§ DATA FOR THIS EXERCISE
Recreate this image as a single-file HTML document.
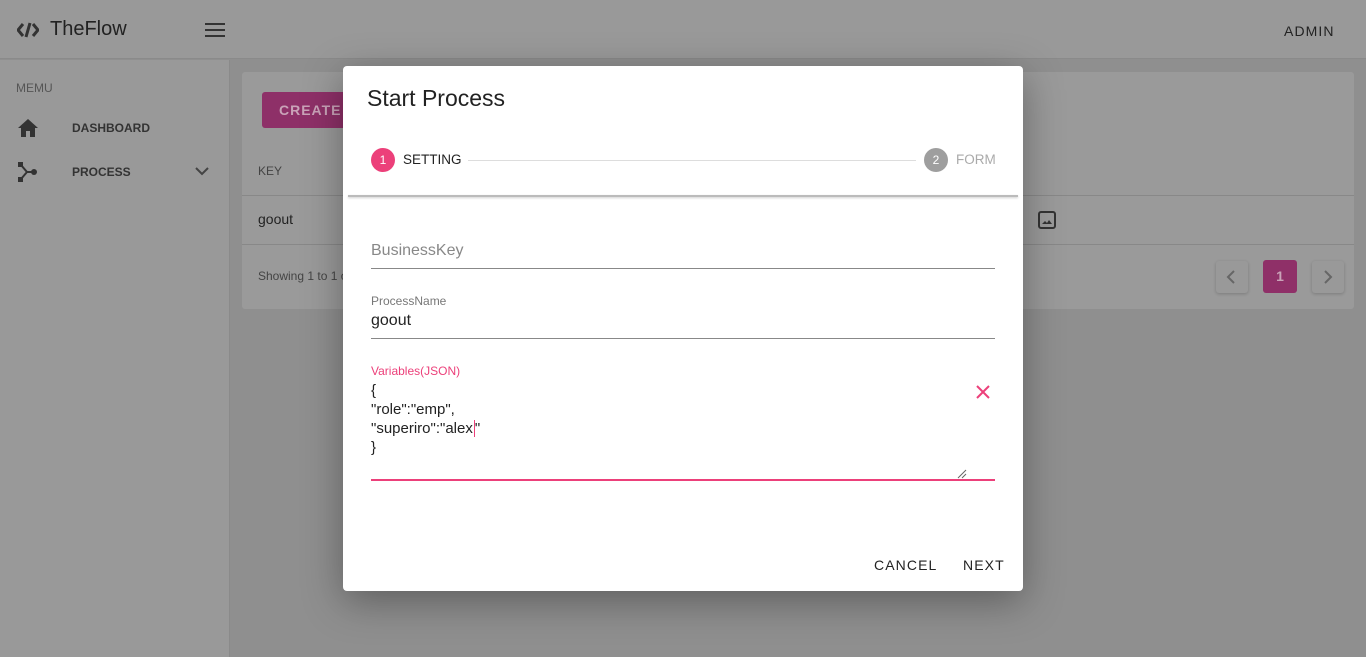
<!DOCTYPE html>
<html><head><meta charset="utf-8"><style>
*{box-sizing:border-box;margin:0;padding:0}
body{width:1366px;height:657px;overflow:hidden;font-family:"Liberation Sans",sans-serif;background:#8f8f8f;position:relative;color:#333}
.hdr{position:absolute;left:0;top:0;width:1366px;height:59px;background:#999;border-bottom:1px solid #8a8a8a}
.side{position:absolute;left:0;top:60px;width:230px;height:597px;background:#999;border-right:1px solid #8a8a8a}
.card{position:absolute;left:242px;top:72px;width:1112px;height:237px;background:#9a9a9a;border-radius:3px}
.abs{position:absolute}
.dlg{position:absolute;left:343px;top:66px;width:680px;height:525px;background:#fff;border-radius:4px;box-shadow:0 10px 40px rgba(0,0,0,.35)}
.lbl{font-size:12px;color:#777}
</style></head><body>
<div class="hdr">
 <svg class="abs" style="left:17px;top:21px" width="22" height="18" viewBox="0 0 22 18"><path d="M6 3 L1 9 L6 15 M16 3 L21 9 L16 15 M13 2 L9 16" stroke="#333" stroke-width="3" fill="none"/></svg>
 <div class="abs" style="left:50px;top:18px;font-size:20px;color:#222">TheFlow</div>
 <svg class="abs" style="left:205px;top:23px" width="20" height="14"><path d="M0 1h20M0 7h20M0 13h20" stroke="#333" stroke-width="2"/></svg>
 <div class="abs" style="left:1284px;top:23px;font-size:14px;letter-spacing:1.1px;color:#222">ADMIN</div>
</div>
<div class="side">
 <div class="abs lbl" style="left:16px;top:21px;color:#555">MEMU</div>
 <svg class="abs" style="left:18px;top:59px" width="20" height="18" viewBox="0 0 20 18"><path d="M10 0L0 9h3v9h5v-6h4v6h5V9h3z" fill="#333"/></svg>
 <div class="abs" style="left:72px;top:61px;font-size:12px;font-weight:bold;color:#333">DASHBOARD</div>
 <svg class="abs" style="left:18px;top:102px" width="20" height="20" viewBox="0 0 20 20"><rect x="0" y="0" width="5" height="5" fill="#333"/><rect x="0" y="15" width="5" height="5" fill="#333"/><circle cx="16" cy="10" r="3" fill="#333"/><path d="M3 3L9 10H16M3 17L9 10" stroke="#333" stroke-width="2" fill="none"/></svg>
 <div class="abs" style="left:72px;top:105px;font-size:12px;font-weight:bold;color:#333">PROCESS</div>
 <svg class="abs" style="left:195px;top:107px" width="14" height="9"><path d="M1 1l6 6 6-6" stroke="#444" stroke-width="2" fill="none"/></svg>
</div>
<div class="card">
 <div class="abs" style="left:20px;top:20px;width:100px;height:36px;background:#8e3068;border-radius:3px;color:#c9a3b8;font-weight:bold;font-size:14px;letter-spacing:1px;padding:10px 17px">CREATE</div>
 <div class="abs lbl" style="left:16px;top:92px;color:#444">KEY</div>
 <div class="abs" style="left:0;top:123px;width:1112px;border-top:1px solid #888"></div>
 <div class="abs" style="left:16px;top:139px;font-size:14px;color:#222">goout</div>
 <svg class="abs" style="left:796px;top:139px" width="18" height="18"><rect x="1" y="1" width="16" height="16" rx="2" stroke="#333" stroke-width="2" fill="none"/><path d="M4 13l3-3 2 2 2-3 3 4z" fill="#333"/></svg>
 <div class="abs" style="left:0;top:172px;width:1112px;border-top:1px solid #888"></div>
 <div class="abs" style="left:16px;top:197px;font-size:12px;color:#444">Showing 1 to 1 of</div>
 <div class="abs" style="left:974px;top:189px;width:32px;height:32px;background:#999;border-radius:3px;box-shadow:0 1px 3px rgba(0,0,0,.2)"><svg style="margin:9px 10px" width="10" height="14"><path d="M8 1L2 7l6 6" stroke="#666" stroke-width="2" fill="none"/></svg></div>
 <div class="abs" style="left:1021px;top:188px;width:34px;height:33px;background:#8f3068;border-radius:3px;color:#c9a3b8;font-size:14px;text-align:center;line-height:33px;font-weight:bold">1</div>
 <div class="abs" style="left:1070px;top:189px;width:32px;height:32px;background:#999;border-radius:3px;box-shadow:0 1px 3px rgba(0,0,0,.2)"><svg style="margin:9px 11px" width="10" height="14"><path d="M2 1l6 6-6 6" stroke="#666" stroke-width="2" fill="none"/></svg></div>
</div>
<div class="dlg">
 <div class="abs" style="left:24px;top:19px;font-size:23px;color:#222">Start Process</div>
 <div class="abs" style="left:28px;top:82px;width:24px;height:24px;border-radius:50%;background:#ec407a;color:#fff;font-size:12px;text-align:center;line-height:24px">1</div>
 <div class="abs" style="left:60px;top:86px;font-size:13.5px;color:#222">SETTING</div>
 <div class="abs" style="left:125px;top:94px;width:448px;border-top:1px solid #ddd"></div>
 <div class="abs" style="left:581px;top:82px;width:24px;height:24px;border-radius:50%;background:#9e9e9e;color:#fff;font-size:12px;text-align:center;line-height:24px">2</div>
 <div class="abs" style="left:613px;top:86px;font-size:13.5px;color:#aaa">FORM</div>
 <div class="abs" style="left:5px;top:129px;width:670px;height:2px;background:#bbb;box-shadow:0 1px 2px rgba(0,0,0,.2)"></div>
 <div class="abs" style="left:28px;top:176px;font-size:16px;color:#888">BusinessKey</div>
 <div class="abs" style="left:28px;top:202px;width:624px;border-top:1px solid #888"></div>
 <div class="abs lbl" style="left:28px;top:228px">ProcessName</div>
 <div class="abs" style="left:28px;top:246px;font-size:16px;color:#222">goout</div>
 <div class="abs" style="left:28px;top:272px;width:624px;border-top:1px solid #888"></div>
 <div class="abs lbl" style="left:28px;top:298px;color:#ec407a">Variables(JSON)</div>
 <div class="abs" style="left:28px;top:315px;font-size:15px;line-height:19px;color:#222">{<br>"role":"emp",<br>"superiro":"alex<span style="border-left:1px solid #ec407a;margin-left:1px"></span>"<br>}</div>
 <svg class="abs" style="left:633px;top:319px" width="14" height="14"><path d="M1 1l12 12M13 1L1 13" stroke="#ec407a" stroke-width="2"/></svg>
 <svg class="abs" style="left:614px;top:403px" width="10" height="10"><path d="M1 9L9 1M5 9L9 5" stroke="#666" stroke-width="1"/></svg>
 <div class="abs" style="left:28px;top:413px;width:624px;height:2px;background:#ec407a"></div>
 <div class="abs" style="left:531px;top:491px;font-size:14px;letter-spacing:1.1px;color:#222">CANCEL</div>
 <div class="abs" style="left:620px;top:491px;font-size:14px;letter-spacing:1.1px;color:#222">NEXT</div>
</div>
</body></html>
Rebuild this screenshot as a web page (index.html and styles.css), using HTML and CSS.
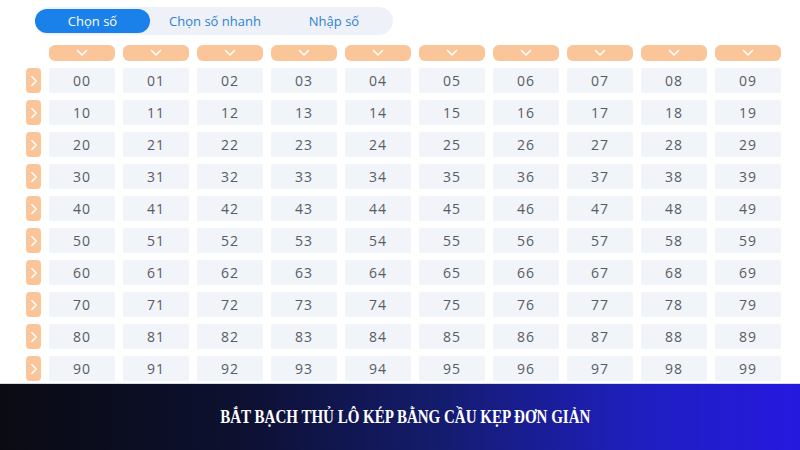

§ THE PROBLEM
Retype all of the entries exactly as written, leaving out any images.

§ EXERCISE ANSWER
Recreate this image as a single-file HTML document.
<!DOCTYPE html>
<html><head><meta charset="utf-8"><style>
*{box-sizing:border-box;margin:0;padding:0}
body{width:1366px;height:657px;overflow:hidden;font-family:"Liberation Sans",sans-serif;background:#8f8f8f;position:relative;color:#333}
.hdr{position:absolute;left:0;top:0;width:1366px;height:59px;background:#999;border-bottom:1px solid #8a8a8a}
.side{position:absolute;left:0;top:60px;width:230px;height:597px;background:#999;border-right:1px solid #8a8a8a}
.card{position:absolute;left:242px;top:72px;width:1112px;height:237px;background:#9a9a9a;border-radius:3px}
.abs{position:absolute}
.dlg{position:absolute;left:343px;top:66px;width:680px;height:525px;background:#fff;border-radius:4px;box-shadow:0 10px 40px rgba(0,0,0,.35)}
.lbl{font-size:12px;color:#777}
</style></head><body>
<div class="hdr">
 <svg class="abs" style="left:17px;top:21px" width="22" height="18" viewBox="0 0 22 18"><path d="M6 3 L1 9 L6 15 M16 3 L21 9 L16 15 M13 2 L9 16" stroke="#333" stroke-width="3" fill="none"/></svg>
 <div class="abs" style="left:50px;top:18px;font-size:20px;color:#222">TheFlow</div>
 <svg class="abs" style="left:205px;top:23px" width="20" height="14"><path d="M0 1h20M0 7h20M0 13h20" stroke="#333" stroke-width="2"/></svg>
 <div class="abs" style="left:1284px;top:23px;font-size:14px;letter-spacing:1.1px;color:#222">ADMIN</div>
</div>
<div class="side">
 <div class="abs lbl" style="left:16px;top:21px;color:#555">MEMU</div>
 <svg class="abs" style="left:18px;top:59px" width="20" height="18" viewBox="0 0 20 18"><path d="M10 0L0 9h3v9h5v-6h4v6h5V9h3z" fill="#333"/></svg>
 <div class="abs" style="left:72px;top:61px;font-size:12px;font-weight:bold;color:#333">DASHBOARD</div>
 <svg class="abs" style="left:18px;top:102px" width="20" height="20" viewBox="0 0 20 20"><rect x="0" y="0" width="5" height="5" fill="#333"/><rect x="0" y="15" width="5" height="5" fill="#333"/><circle cx="16" cy="10" r="3" fill="#333"/><path d="M3 3L9 10H16M3 17L9 10" stroke="#333" stroke-width="2" fill="none"/></svg>
 <div class="abs" style="left:72px;top:105px;font-size:12px;font-weight:bold;color:#333">PROCESS</div>
 <svg class="abs" style="left:195px;top:107px" width="14" height="9"><path d="M1 1l6 6 6-6" stroke="#444" stroke-width="2" fill="none"/></svg>
</div>
<div class="card">
 <div class="abs" style="left:20px;top:20px;width:100px;height:36px;background:#8e3068;border-radius:3px;color:#c9a3b8;font-weight:bold;font-size:14px;letter-spacing:1px;padding:10px 17px">CREATE</div>
 <div class="abs lbl" style="left:16px;top:92px;color:#444">KEY</div>
 <div class="abs" style="left:0;top:123px;width:1112px;border-top:1px solid #888"></div>
 <div class="abs" style="left:16px;top:139px;font-size:14px;color:#222">goout</div>
 <svg class="abs" style="left:796px;top:139px" width="18" height="18"><rect x="1" y="1" width="16" height="16" rx="2" stroke="#333" stroke-width="2" fill="none"/><path d="M4 13l3-3 2 2 2-3 3 4z" fill="#333"/></svg>
 <div class="abs" style="left:0;top:172px;width:1112px;border-top:1px solid #888"></div>
 <div class="abs" style="left:16px;top:197px;font-size:12px;color:#444">Showing 1 to 1 of</div>
 <div class="abs" style="left:974px;top:189px;width:32px;height:32px;background:#999;border-radius:3px;box-shadow:0 1px 3px rgba(0,0,0,.2)"><svg style="margin:9px 10px" width="10" height="14"><path d="M8 1L2 7l6 6" stroke="#666" stroke-width="2" fill="none"/></svg></div>
 <div class="abs" style="left:1021px;top:188px;width:34px;height:33px;background:#8f3068;border-radius:3px;color:#c9a3b8;font-size:14px;text-align:center;line-height:33px;font-weight:bold">1</div>
 <div class="abs" style="left:1070px;top:189px;width:32px;height:32px;background:#999;border-radius:3px;box-shadow:0 1px 3px rgba(0,0,0,.2)"><svg style="margin:9px 11px" width="10" height="14"><path d="M2 1l6 6-6 6" stroke="#666" stroke-width="2" fill="none"/></svg></div>
</div>
<div class="dlg">
 <div class="abs" style="left:24px;top:19px;font-size:23px;color:#222">Start Process</div>
 <div class="abs" style="left:28px;top:82px;width:24px;height:24px;border-radius:50%;background:#ec407a;color:#fff;font-size:12px;text-align:center;line-height:24px">1</div>
 <div class="abs" style="left:60px;top:86px;font-size:13.5px;color:#222">SETTING</div>
 <div class="abs" style="left:125px;top:94px;width:448px;border-top:1px solid #ddd"></div>
 <div class="abs" style="left:581px;top:82px;width:24px;height:24px;border-radius:50%;background:#9e9e9e;color:#fff;font-size:12px;text-align:center;line-height:24px">2</div>
 <div class="abs" style="left:613px;top:86px;font-size:13.5px;color:#aaa">FORM</div>
 <div class="abs" style="left:5px;top:129px;width:670px;height:2px;background:#bbb;box-shadow:0 1px 2px rgba(0,0,0,.2)"></div>
 <div class="abs" style="left:28px;top:176px;font-size:16px;color:#888">BusinessKey</div>
 <div class="abs" style="left:28px;top:202px;width:624px;border-top:1px solid #888"></div>
 <div class="abs lbl" style="left:28px;top:228px">ProcessName</div>
 <div class="abs" style="left:28px;top:246px;font-size:16px;color:#222">goout</div>
 <div class="abs" style="left:28px;top:272px;width:624px;border-top:1px solid #888"></div>
 <div class="abs lbl" style="left:28px;top:298px;color:#ec407a">Variables(JSON)</div>
 <div class="abs" style="left:28px;top:315px;font-size:15px;line-height:19px;color:#222">{<br>"role":"emp",<br>"superiro":"alex<span style="border-left:1px solid #ec407a;margin-left:1px"></span>"<br>}</div>
 <svg class="abs" style="left:633px;top:319px" width="14" height="14"><path d="M1 1l12 12M13 1L1 13" stroke="#ec407a" stroke-width="2"/></svg>
 <svg class="abs" style="left:614px;top:403px" width="10" height="10"><path d="M1 9L9 1M5 9L9 5" stroke="#666" stroke-width="1"/></svg>
 <div class="abs" style="left:28px;top:413px;width:624px;height:2px;background:#ec407a"></div>
 <div class="abs" style="left:531px;top:491px;font-size:14px;letter-spacing:1.1px;color:#222">CANCEL</div>
 <div class="abs" style="left:620px;top:491px;font-size:14px;letter-spacing:1.1px;color:#222">NEXT</div>
</div>
</body></html>
Rebuild this screenshot as a web page (index.html and styles.css), using HTML and CSS.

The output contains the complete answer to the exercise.